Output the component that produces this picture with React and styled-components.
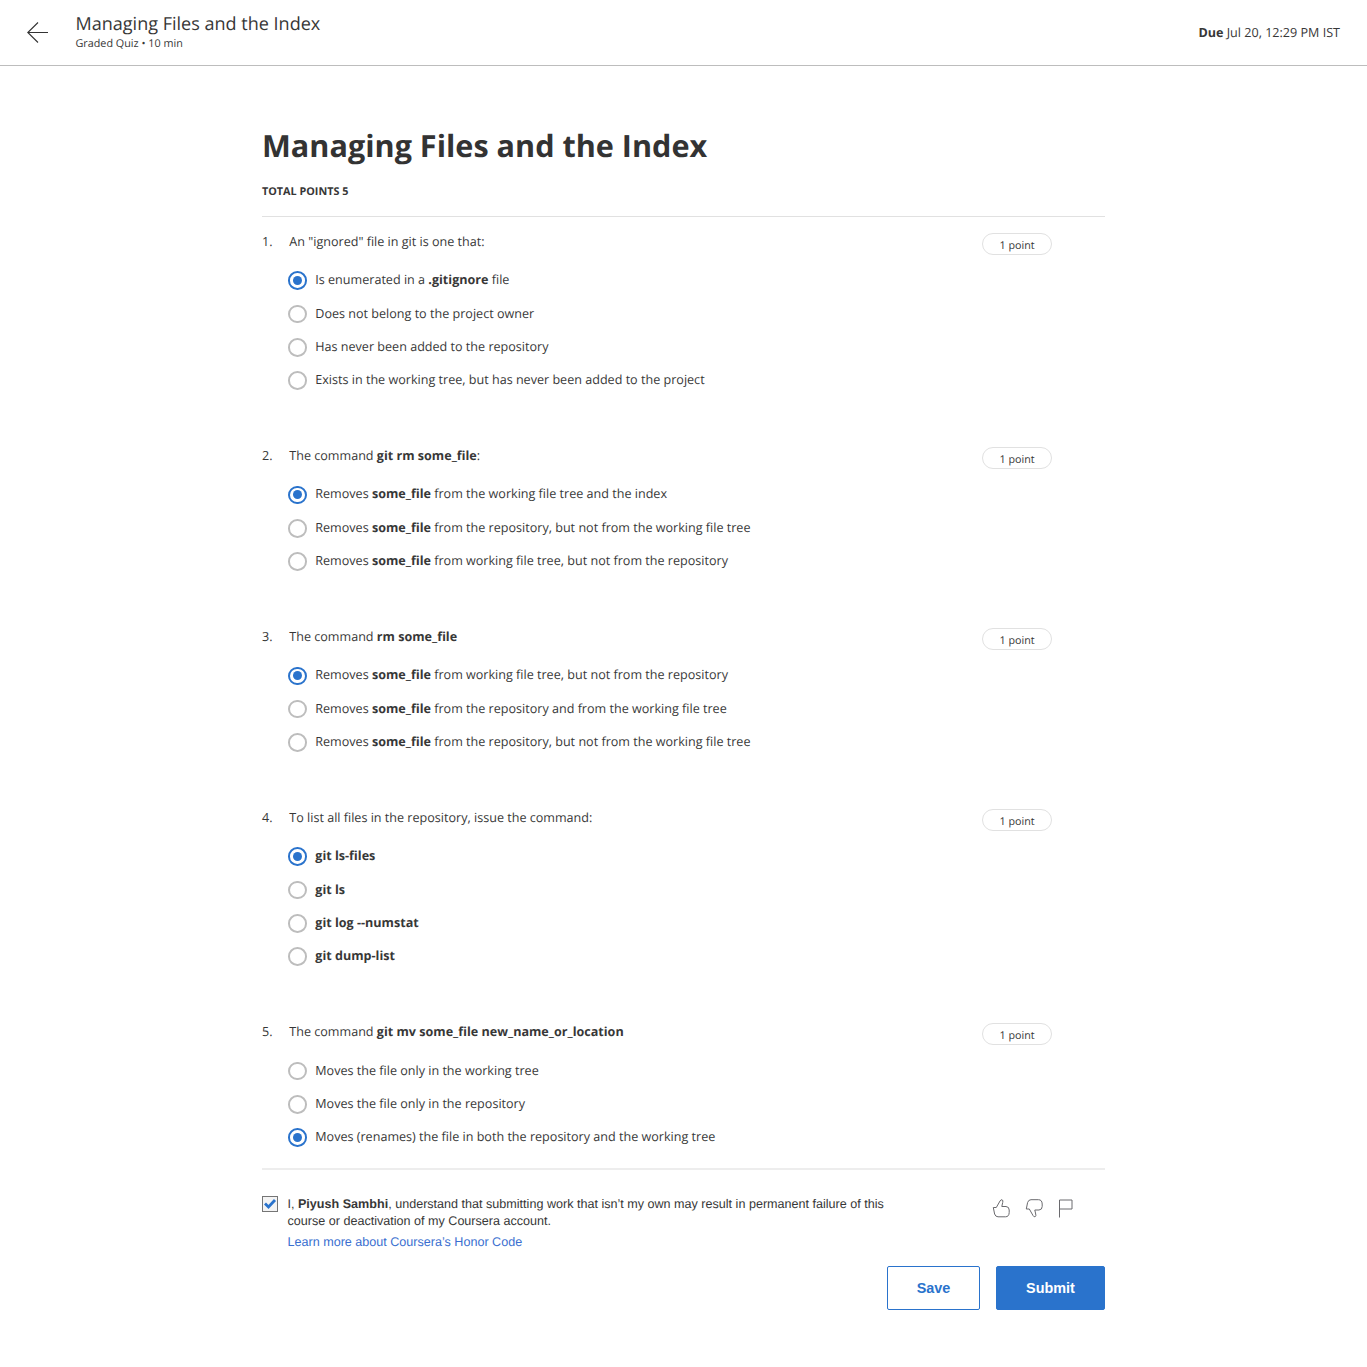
import React from "react";
import styled, { createGlobalStyle } from "styled-components";

const GlobalStyle = createGlobalStyle`
  * { box-sizing: border-box; }
  body {
    margin: 0;
    background: #fff;
    color: #373737;
    font-family: "Open Sans", "Noto Sans", sans-serif;
    font-size: 12.585px;
    text-rendering: geometricPrecision;
  }
`;

const Page = styled.div`
  min-height: 1367px;
`;

const TopBar = styled.header`
  display: flex;
  align-items: center;
  height: 66px;
  padding: 0 27px;
  border-bottom: 1px solid #bdbdbd;
`;

const BackIcon = styled.svg`
  width: 22px;
  height: 22px;
  margin-right: 26.5px;
  fill: none;
  stroke: #333;
  stroke-width: 1.1;
`;

const TitleGroup = styled.div`
  flex: 1;
`;

const BarTitle = styled.div`
  font-size: 18.05px;
  line-height: 23px;
`;

const BarMeta = styled.div`
  font-size: 10.8px;
  line-height: 16px;
`;

const Due = styled.div`
  line-height: 18px;
`;

const Main = styled.main`
  width: 843px;
  margin: 0 auto;
  padding-top: 54px;
`;

const Heading = styled.h1`
  margin: 0;
  font-size: 30.6px;
  line-height: 50px;
  font-weight: 700;
  color: #333;
`;

const Total = styled.div`
  height: 47px;
  padding-top: 14px;
  font-size: 10.8px;
  line-height: 16px;
  font-weight: 700;
  border-bottom: 1px solid #e1e1e1;
`;

const Questions = styled.div`
  padding: 16px 53px 13.6px 0;
  border-bottom: 2px solid #ededed;
`;

const Question = styled.section`
  margin-bottom: ${(p) => (p.$last ? 0 : 50)}px;
`;

const Prompt = styled.div`
  display: flex;
  align-items: flex-start;
  height: 31px;
  line-height: 17px;
`;

const Num = styled.span`
  width: 27.3px;
`;

const PromptText = styled.span`
  flex: 1;
`;

const Pill = styled.span`
  display: flex;
  align-items: center;
  justify-content: center;
  width: 70px;
  height: 22px;
  padding-top: 4px;
  border: 1px solid #e1e1e1;
  border-radius: 11px;
  font-size: 10.75px;
`;

const Option = styled.div`
  display: flex;
  align-items: center;
  height: 33.32px;
  padding-left: 26px;
  gap: 8.7px;
`;

const Radio = styled.span`
  display: flex;
  align-items: center;
  justify-content: center;
  width: 18.6px;
  height: 18.6px;
  border: 2px solid ${(p) => (p.$on ? "#2a73cc" : "#bdbdbd")};
  border-radius: 50%;

  &::after {
    content: "";
    width: 9px;
    height: 9px;
    border-radius: 50%;
    background: ${(p) => (p.$on ? "#2a73cc" : "transparent")};
  }
`;

const Label = styled.span`
  line-height: 17px;
  padding-bottom: 1.9px;
`;

const Footer = styled.div`
  display: flex;
  align-items: flex-start;
  height: 96.4px;
  padding: 26.4px 28.3px 0 0;
  font-family: "Liberation Sans", Arial, sans-serif;
`;

const Check = styled.span`
  width: 16px;
  height: 16px;
  margin-right: 9.5px;
  border: 1px solid #757575;
  background: #f4f4f4;

  svg { display: block; }
`;

const Honor = styled.div`
  flex: 1;
  line-height: 17px;
`;

const HonorLink = styled.a`
  display: block;
  margin-top: 4px;
  color: #3a6fd0;
`;

const Feedback = styled.div`
  display: flex;
  gap: 14px;
  margin-top: 1.6px;

  svg {
    width: 19px;
    height: 20px;
    fill: none;
    stroke: #6a6a6e;
    stroke-width: 1;
    stroke-linejoin: round;
  }
`;

const Actions = styled.div`
  display: flex;
  justify-content: flex-end;
  gap: 16px;
`;

const Button = styled.button`
  width: ${(p) => (p.$primary ? 109 : 93)}px;
  height: 44px;
  padding: 0;
  border: 1px solid #2a73cc;
  border-radius: 2px;
  background: ${(p) => (p.$primary ? "#2a73cc" : "#fff")};
  color: ${(p) => (p.$primary ? "#fff" : "#2a73cc")};
  font: 700 14.4px "Liberation Sans", Arial, sans-serif;
`;

const removes = (rest) => (
  <>
    Removes <b>some_file</b> {rest}
  </>
);

const questions = [
  {
    prompt: 'An "ignored" file in git is one that:',
    picked: 0,
    options: [
      <>Is enumerated in a <b>.gitignore</b> file</>,
      "Does not belong to the project owner",
      "Has never been added to the repository",
      "Exists in the working tree, but has never been added to the project",
    ],
  },
  {
    prompt: <>The command <b>git rm some_file</b>:</>,
    picked: 0,
    options: [
      removes("from the working file tree and the index"),
      removes("from the repository, but not from the working file tree"),
      removes("from working file tree, but not from the repository"),
    ],
  },
  {
    prompt: <>The command <b>rm some_file</b></>,
    picked: 0,
    options: [
      removes("from working file tree, but not from the repository"),
      removes("from the repository and from the working file tree"),
      removes("from the repository, but not from the working file tree"),
    ],
  },
  {
    prompt: "To list all files in the repository, issue the command:",
    picked: 0,
    options: [<b>git ls-files</b>, <b>git ls</b>, <b>git log --numstat</b>, <b>git dump-list</b>],
  },
  {
    prompt: <>The command <b>git mv some_file new_name_or_location</b></>,
    picked: 2,
    options: [
      "Moves the file only in the working tree",
      "Moves the file only in the repository",
      "Moves (renames) the file in both the repository and the working tree",
    ],
  },
];

const Thumb = () => (
  <path d="M1.300 9.500H4.300L8 3Q9 1 10.400 2Q11.200 2.600 10.700 4.500L9.800 8.500H14Q17.200 8.700 17.200 12V14.500Q17 18.800 13.500 18.800H6Q3.500 18.800 2.600 16Z" />
);

export default function App() {
  return (
    <Page>
      <GlobalStyle />
      <TopBar>
        <BackIcon viewBox="0 0 22 22">
          <path d="M21 10.500H1M11 .5L.8 10.500L11 20.500" />
        </BackIcon>
        <TitleGroup>
          <BarTitle>Managing Files and the Index</BarTitle>
          <BarMeta>Graded Quiz • 10 min</BarMeta>
        </TitleGroup>
        <Due><b>Due</b> Jul 20, 12:29 PM IST</Due>
      </TopBar>
      <Main>
        <Heading>Managing Files and the Index</Heading>
        <Total>TOTAL POINTS 5</Total>
        <Questions>
          {questions.map((q, i) => (
            <Question key={i} $last={i === questions.length - 1}>
              <Prompt>
                <Num>{i + 1}.</Num>
                <PromptText>{q.prompt}</PromptText>
                <Pill>1 point</Pill>
              </Prompt>
              {q.options.map((o, j) => (
                <Option key={j}>
                  <Radio $on={q.picked === j} />
                  <Label>{o}</Label>
                </Option>
              ))}
            </Question>
          ))}
        </Questions>
        <Footer>
          <Check>
            <svg width="14" height="14" viewBox="0 0 14 14">
              <path d="M2 6.500L5.500 10L12 3" fill="none" stroke="#2a73cc" strokeWidth="2.800" />
            </svg>
          </Check>
          <Honor>
            I, <b>Piyush Sambhi</b>, understand that submitting work that isn’t my own may result in permanent failure of this
            <br />
            course or deactivation of my Coursera account.
            <HonorLink>Learn more about Coursera’s Honor Code</HonorLink>
          </Honor>
          <Feedback>
            <svg viewBox="0 0 19 20"><Thumb /></svg>
            <svg viewBox="0 0 19 20"><g transform="translate(0 20.500) scale(1 -1)"><Thumb /></g></svg>
            <svg viewBox="0 0 19 20"><path d="M1.500 19.500V2H14V11H1.500" /></svg>
          </Feedback>
        </Footer>
        <Actions>
          <Button>Save</Button>
          <Button $primary>Submit</Button>
        </Actions>
      </Main>
    </Page>
  );
}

*Given request*
Without including any pictures, print all of the material exactly as given.

*Exercise answer*
Output the component that produces this picture with React and styled-components.
import React from "react";
import styled, { createGlobalStyle } from "styled-components";

const GlobalStyle = createGlobalStyle`
  * { box-sizing: border-box; }
  body {
    margin: 0;
    background: #fff;
    color: #373737;
    font-family: "Open Sans", "Noto Sans", sans-serif;
    font-size: 12.585px;
    text-rendering: geometricPrecision;
  }
`;

const Page = styled.div`
  min-height: 1367px;
`;

const TopBar = styled.header`
  display: flex;
  align-items: center;
  height: 66px;
  padding: 0 27px;
  border-bottom: 1px solid #bdbdbd;
`;

const BackIcon = styled.svg`
  width: 22px;
  height: 22px;
  margin-right: 26.5px;
  fill: none;
  stroke: #333;
  stroke-width: 1.1;
`;

const TitleGroup = styled.div`
  flex: 1;
`;

const BarTitle = styled.div`
  font-size: 18.05px;
  line-height: 23px;
`;

const BarMeta = styled.div`
  font-size: 10.8px;
  line-height: 16px;
`;

const Due = styled.div`
  line-height: 18px;
`;

const Main = styled.main`
  width: 843px;
  margin: 0 auto;
  padding-top: 54px;
`;

const Heading = styled.h1`
  margin: 0;
  font-size: 30.6px;
  line-height: 50px;
  font-weight: 700;
  color: #333;
`;

const Total = styled.div`
  height: 47px;
  padding-top: 14px;
  font-size: 10.8px;
  line-height: 16px;
  font-weight: 700;
  border-bottom: 1px solid #e1e1e1;
`;

const Questions = styled.div`
  padding: 16px 53px 13.6px 0;
  border-bottom: 2px solid #ededed;
`;

const Question = styled.section`
  margin-bottom: ${(p) => (p.$last ? 0 : 50)}px;
`;

const Prompt = styled.div`
  display: flex;
  align-items: flex-start;
  height: 31px;
  line-height: 17px;
`;

const Num = styled.span`
  width: 27.3px;
`;

const PromptText = styled.span`
  flex: 1;
`;

const Pill = styled.span`
  display: flex;
  align-items: center;
  justify-content: center;
  width: 70px;
  height: 22px;
  padding-top: 4px;
  border: 1px solid #e1e1e1;
  border-radius: 11px;
  font-size: 10.75px;
`;

const Option = styled.div`
  display: flex;
  align-items: center;
  height: 33.32px;
  padding-left: 26px;
  gap: 8.7px;
`;

const Radio = styled.span`
  display: flex;
  align-items: center;
  justify-content: center;
  width: 18.6px;
  height: 18.6px;
  border: 2px solid ${(p) => (p.$on ? "#2a73cc" : "#bdbdbd")};
  border-radius: 50%;

  &::after {
    content: "";
    width: 9px;
    height: 9px;
    border-radius: 50%;
    background: ${(p) => (p.$on ? "#2a73cc" : "transparent")};
  }
`;

const Label = styled.span`
  line-height: 17px;
  padding-bottom: 1.9px;
`;

const Footer = styled.div`
  display: flex;
  align-items: flex-start;
  height: 96.4px;
  padding: 26.4px 28.3px 0 0;
  font-family: "Liberation Sans", Arial, sans-serif;
`;

const Check = styled.span`
  width: 16px;
  height: 16px;
  margin-right: 9.5px;
  border: 1px solid #757575;
  background: #f4f4f4;

  svg { display: block; }
`;

const Honor = styled.div`
  flex: 1;
  line-height: 17px;
`;

const HonorLink = styled.a`
  display: block;
  margin-top: 4px;
  color: #3a6fd0;
`;

const Feedback = styled.div`
  display: flex;
  gap: 14px;
  margin-top: 1.6px;

  svg {
    width: 19px;
    height: 20px;
    fill: none;
    stroke: #6a6a6e;
    stroke-width: 1;
    stroke-linejoin: round;
  }
`;

const Actions = styled.div`
  display: flex;
  justify-content: flex-end;
  gap: 16px;
`;

const Button = styled.button`
  width: ${(p) => (p.$primary ? 109 : 93)}px;
  height: 44px;
  padding: 0;
  border: 1px solid #2a73cc;
  border-radius: 2px;
  background: ${(p) => (p.$primary ? "#2a73cc" : "#fff")};
  color: ${(p) => (p.$primary ? "#fff" : "#2a73cc")};
  font: 700 14.4px "Liberation Sans", Arial, sans-serif;
`;

const removes = (rest) => (
  <>
    Removes <b>some_file</b> {rest}
  </>
);

const questions = [
  {
    prompt: 'An "ignored" file in git is one that:',
    picked: 0,
    options: [
      <>Is enumerated in a <b>.gitignore</b> file</>,
      "Does not belong to the project owner",
      "Has never been added to the repository",
      "Exists in the working tree, but has never been added to the project",
    ],
  },
  {
    prompt: <>The command <b>git rm some_file</b>:</>,
    picked: 0,
    options: [
      removes("from the working file tree and the index"),
      removes("from the repository, but not from the working file tree"),
      removes("from working file tree, but not from the repository"),
    ],
  },
  {
    prompt: <>The command <b>rm some_file</b></>,
    picked: 0,
    options: [
      removes("from working file tree, but not from the repository"),
      removes("from the repository and from the working file tree"),
      removes("from the repository, but not from the working file tree"),
    ],
  },
  {
    prompt: "To list all files in the repository, issue the command:",
    picked: 0,
    options: [<b>git ls-files</b>, <b>git ls</b>, <b>git log --numstat</b>, <b>git dump-list</b>],
  },
  {
    prompt: <>The command <b>git mv some_file new_name_or_location</b></>,
    picked: 2,
    options: [
      "Moves the file only in the working tree",
      "Moves the file only in the repository",
      "Moves (renames) the file in both the repository and the working tree",
    ],
  },
];

const Thumb = () => (
  <path d="M1.300 9.500H4.300L8 3Q9 1 10.400 2Q11.200 2.600 10.700 4.500L9.800 8.500H14Q17.200 8.700 17.200 12V14.500Q17 18.800 13.500 18.800H6Q3.500 18.800 2.600 16Z" />
);

export default function App() {
  return (
    <Page>
      <GlobalStyle />
      <TopBar>
        <BackIcon viewBox="0 0 22 22">
          <path d="M21 10.500H1M11 .5L.8 10.500L11 20.500" />
        </BackIcon>
        <TitleGroup>
          <BarTitle>Managing Files and the Index</BarTitle>
          <BarMeta>Graded Quiz • 10 min</BarMeta>
        </TitleGroup>
        <Due><b>Due</b> Jul 20, 12:29 PM IST</Due>
      </TopBar>
      <Main>
        <Heading>Managing Files and the Index</Heading>
        <Total>TOTAL POINTS 5</Total>
        <Questions>
          {questions.map((q, i) => (
            <Question key={i} $last={i === questions.length - 1}>
              <Prompt>
                <Num>{i + 1}.</Num>
                <PromptText>{q.prompt}</PromptText>
                <Pill>1 point</Pill>
              </Prompt>
              {q.options.map((o, j) => (
                <Option key={j}>
                  <Radio $on={q.picked === j} />
                  <Label>{o}</Label>
                </Option>
              ))}
            </Question>
          ))}
        </Questions>
        <Footer>
          <Check>
            <svg width="14" height="14" viewBox="0 0 14 14">
              <path d="M2 6.500L5.500 10L12 3" fill="none" stroke="#2a73cc" strokeWidth="2.800" />
            </svg>
          </Check>
          <Honor>
            I, <b>Piyush Sambhi</b>, understand that submitting work that isn’t my own may result in permanent failure of this
            <br />
            course or deactivation of my Coursera account.
            <HonorLink>Learn more about Coursera’s Honor Code</HonorLink>
          </Honor>
          <Feedback>
            <svg viewBox="0 0 19 20"><Thumb /></svg>
            <svg viewBox="0 0 19 20"><g transform="translate(0 20.500) scale(1 -1)"><Thumb /></g></svg>
            <svg viewBox="0 0 19 20"><path d="M1.500 19.500V2H14V11H1.500" /></svg>
          </Feedback>
        </Footer>
        <Actions>
          <Button>Save</Button>
          <Button $primary>Submit</Button>
        </Actions>
      </Main>
    </Page>
  );
}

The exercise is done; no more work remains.